### [What the exercise asks]
Word for word, give the material below again, minus any images.

----------

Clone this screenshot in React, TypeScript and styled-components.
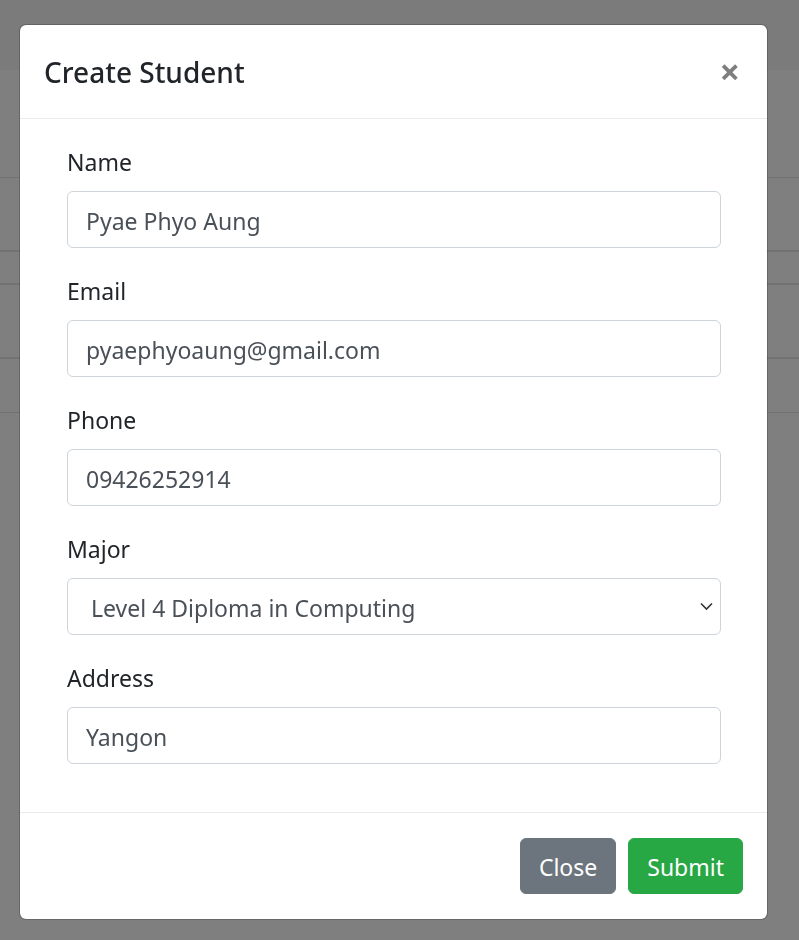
import React from 'react'
import styled, { createGlobalStyle } from 'styled-components'

const GlobalStyle = createGlobalStyle`
    html, body {
        margin: 0;
        padding: 0;
        background: #ffffff;
    }
    body {
        font-family: "Noto Sans", "Open Sans", sans-serif;
        color: #212529;
        overflow: hidden;
    }
    * {
        box-sizing: border-box;
    }
`

type RowProps = {
    height: number;
    thick?: boolean;
}

const Page = styled.div`
    width: 799px;
    height: 940px;
    display: flex;
    flex-direction: column;
`

const NavBar = styled.div`
    height: 70px;
    background-color: #f6f6f6;
`

const PageGap = styled.div`
    height: 107px;
`

const TableRow = styled.div <RowProps>`
    height: ${props => props.height}px;
    border-top: ${props => (props.thick ? 2 : 1)}px solid #e2e4e7;
`

const Backdrop = styled.div`
    position: fixed;
    inset: 0;
    background-color: rgba(0, 0, 0, 0.5);
    padding: 24px 31px 0 19px;
`

const Dialog = styled.div`
    width: 749px;
    background-color: #fff;
    border: 1px solid rgba(0, 0, 0, 0.2);
    border-radius: 7px;
    display: flex;
    flex-direction: column;
    background-clip: padding-box;
`

const Header = styled.div`
    display: flex;
    align-items: flex-start;
    justify-content: space-between;
    padding: 24px;
    border-bottom: 1px solid #e9ecef;
`

const Title = styled.h5`
    margin: 0;
    padding-top: 1px;
    font-size: 28px;
    font-weight: 500;
    line-height: 44px;
    color: #212529;
`

const CloseX = styled.button`
    margin: -24px -21px -24px auto;
    padding: 24px;
    background: transparent;
    border: 0;
    font-family: "Noto Sans", sans-serif;
    font-size: 36px;
    font-weight: 700;
    line-height: 1;
    color: #000;
    opacity: 0.5;
    text-shadow: 0 1px 0 #fff;
    cursor: pointer;
    height: 93px;
    display: flex;
    align-items: center;
`

const Body = styled.div`
    padding: 24px 46px 24px 47px;
`

const Group = styled.div`
    display: flex;
    flex-direction: column;
    margin-bottom: 24px;
`

const Label = styled.label`
    font-size: 23px;
    line-height: 36px;
    padding-top: 1px;
    height: 36px;
    margin-bottom: 12px;
    color: #212529;
`

const Input = styled.input`
    height: 57px;
    width: 100%;
    padding: 10px 18px 8px;
    font-family: "Noto Sans", sans-serif;
    font-size: 23px;
    line-height: 36px;
    color: #495057;
    background-color: #fff;
    border: 1px solid #ced4da;
    border-radius: 6px;
    outline: none;
`

const SelectWrap = styled.div`
    position: relative;
`

const Select = styled.select`
    appearance: none;
    height: 57px;
    width: 100%;
    padding: 10px 40px 8px 23px;
    font-family: "Noto Sans", sans-serif;
    font-size: 23px;
    line-height: 36px;
    color: #495057;
    background-color: #fff;
    border: 1px solid #ced4da;
    border-radius: 6px;
    outline: none;
`

const Chevron = styled.svg`
    position: absolute;
    right: 8px;
    top: 24px;
    pointer-events: none;
`

const Footer = styled.div`
    display: flex;
    justify-content: flex-end;
    align-items: center;
    padding: 19px 18px;
    border-top: 1px solid #e9ecef;
`

type BtnProps = {
    bgcolor: string;
}

const Button = styled.button <BtnProps>`
    margin: 6px;
    padding: 10px 18px 8px;
    height: 56px;
    font-family: "Noto Sans", sans-serif;
    font-size: 23px;
    line-height: 36px;
    color: #fff;
    background-color: ${props => props.bgcolor};
    border: 1px solid ${props => props.bgcolor};
    border-radius: 6px;
    cursor: pointer;
`

const fields = [
    { label: 'Name', value: 'Pyae Phyo Aung' },
    { label: 'Email', value: 'pyaephyoaung@gmail.com' },
    { label: 'Phone', value: '09426252914' },
]

export default function App() {
    return (
        <>
            <GlobalStyle />
            <Page>
                <NavBar />
                <PageGap />
                <TableRow height={73} />
                <TableRow height={33} thick />
                <TableRow height={74} thick />
                <TableRow height={55} thick />
                <TableRow height={60} />
            </Page>
            <Backdrop>
                <Dialog>
                    <Header>
                        <Title>Create Student</Title>
                        <CloseX type="button">×</CloseX>
                    </Header>
                    <Body>
                        {fields.map(f => (
                            <Group key={f.label}>
                                <Label>{f.label}</Label>
                                <Input defaultValue={f.value} />
                            </Group>
                        ))}
                        <Group>
                            <Label>Major</Label>
                            <SelectWrap>
                                <Select defaultValue="l4">
                                    <option value="l4">Level 4 Diploma in Computing</option>
                                    <option value="l5">Level 5 Diploma in Computing</option>
                                </Select>
                                <Chevron width="13" height="9" viewBox="0 0 13 9">
                                    <path d="M1 1.5 L6.5 7 L12 1.5" fill="none" stroke="#333" strokeWidth="1.6" />
                                </Chevron>
                            </SelectWrap>
                        </Group>
                        <Group>
                            <Label>Address</Label>
                            <Input defaultValue="Yangon" />
                        </Group>
                    </Body>
                    <Footer>
                        <Button bgcolor="#6c757d">Close</Button>
                        <Button bgcolor="#28a745">Submit</Button>
                    </Footer>
                </Dialog>
            </Backdrop>
        </>
    )
}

----------

### [The result]
Clone this screenshot in React, TypeScript and styled-components.
import React from 'react'
import styled, { createGlobalStyle } from 'styled-components'

const GlobalStyle = createGlobalStyle`
    html, body {
        margin: 0;
        padding: 0;
        background: #ffffff;
    }
    body {
        font-family: "Noto Sans", "Open Sans", sans-serif;
        color: #212529;
        overflow: hidden;
    }
    * {
        box-sizing: border-box;
    }
`

type RowProps = {
    height: number;
    thick?: boolean;
}

const Page = styled.div`
    width: 799px;
    height: 940px;
    display: flex;
    flex-direction: column;
`

const NavBar = styled.div`
    height: 70px;
    background-color: #f6f6f6;
`

const PageGap = styled.div`
    height: 107px;
`

const TableRow = styled.div <RowProps>`
    height: ${props => props.height}px;
    border-top: ${props => (props.thick ? 2 : 1)}px solid #e2e4e7;
`

const Backdrop = styled.div`
    position: fixed;
    inset: 0;
    background-color: rgba(0, 0, 0, 0.5);
    padding: 24px 31px 0 19px;
`

const Dialog = styled.div`
    width: 749px;
    background-color: #fff;
    border: 1px solid rgba(0, 0, 0, 0.2);
    border-radius: 7px;
    display: flex;
    flex-direction: column;
    background-clip: padding-box;
`

const Header = styled.div`
    display: flex;
    align-items: flex-start;
    justify-content: space-between;
    padding: 24px;
    border-bottom: 1px solid #e9ecef;
`

const Title = styled.h5`
    margin: 0;
    padding-top: 1px;
    font-size: 28px;
    font-weight: 500;
    line-height: 44px;
    color: #212529;
`

const CloseX = styled.button`
    margin: -24px -21px -24px auto;
    padding: 24px;
    background: transparent;
    border: 0;
    font-family: "Noto Sans", sans-serif;
    font-size: 36px;
    font-weight: 700;
    line-height: 1;
    color: #000;
    opacity: 0.5;
    text-shadow: 0 1px 0 #fff;
    cursor: pointer;
    height: 93px;
    display: flex;
    align-items: center;
`

const Body = styled.div`
    padding: 24px 46px 24px 47px;
`

const Group = styled.div`
    display: flex;
    flex-direction: column;
    margin-bottom: 24px;
`

const Label = styled.label`
    font-size: 23px;
    line-height: 36px;
    padding-top: 1px;
    height: 36px;
    margin-bottom: 12px;
    color: #212529;
`

const Input = styled.input`
    height: 57px;
    width: 100%;
    padding: 10px 18px 8px;
    font-family: "Noto Sans", sans-serif;
    font-size: 23px;
    line-height: 36px;
    color: #495057;
    background-color: #fff;
    border: 1px solid #ced4da;
    border-radius: 6px;
    outline: none;
`

const SelectWrap = styled.div`
    position: relative;
`

const Select = styled.select`
    appearance: none;
    height: 57px;
    width: 100%;
    padding: 10px 40px 8px 23px;
    font-family: "Noto Sans", sans-serif;
    font-size: 23px;
    line-height: 36px;
    color: #495057;
    background-color: #fff;
    border: 1px solid #ced4da;
    border-radius: 6px;
    outline: none;
`

const Chevron = styled.svg`
    position: absolute;
    right: 8px;
    top: 24px;
    pointer-events: none;
`

const Footer = styled.div`
    display: flex;
    justify-content: flex-end;
    align-items: center;
    padding: 19px 18px;
    border-top: 1px solid #e9ecef;
`

type BtnProps = {
    bgcolor: string;
}

const Button = styled.button <BtnProps>`
    margin: 6px;
    padding: 10px 18px 8px;
    height: 56px;
    font-family: "Noto Sans", sans-serif;
    font-size: 23px;
    line-height: 36px;
    color: #fff;
    background-color: ${props => props.bgcolor};
    border: 1px solid ${props => props.bgcolor};
    border-radius: 6px;
    cursor: pointer;
`

const fields = [
    { label: 'Name', value: 'Pyae Phyo Aung' },
    { label: 'Email', value: 'pyaephyoaung@gmail.com' },
    { label: 'Phone', value: '09426252914' },
]

export default function App() {
    return (
        <>
            <GlobalStyle />
            <Page>
                <NavBar />
                <PageGap />
                <TableRow height={73} />
                <TableRow height={33} thick />
                <TableRow height={74} thick />
                <TableRow height={55} thick />
                <TableRow height={60} />
            </Page>
            <Backdrop>
                <Dialog>
                    <Header>
                        <Title>Create Student</Title>
                        <CloseX type="button">×</CloseX>
                    </Header>
                    <Body>
                        {fields.map(f => (
                            <Group key={f.label}>
                                <Label>{f.label}</Label>
                                <Input defaultValue={f.value} />
                            </Group>
                        ))}
                        <Group>
                            <Label>Major</Label>
                            <SelectWrap>
                                <Select defaultValue="l4">
                                    <option value="l4">Level 4 Diploma in Computing</option>
                                    <option value="l5">Level 5 Diploma in Computing</option>
                                </Select>
                                <Chevron width="13" height="9" viewBox="0 0 13 9">
                                    <path d="M1 1.5 L6.5 7 L12 1.5" fill="none" stroke="#333" strokeWidth="1.6" />
                                </Chevron>
                            </SelectWrap>
                        </Group>
                        <Group>
                            <Label>Address</Label>
                            <Input defaultValue="Yangon" />
                        </Group>
                    </Body>
                    <Footer>
                        <Button bgcolor="#6c757d">Close</Button>
                        <Button bgcolor="#28a745">Submit</Button>
                    </Footer>
                </Dialog>
            </Backdrop>
        </>
    )
}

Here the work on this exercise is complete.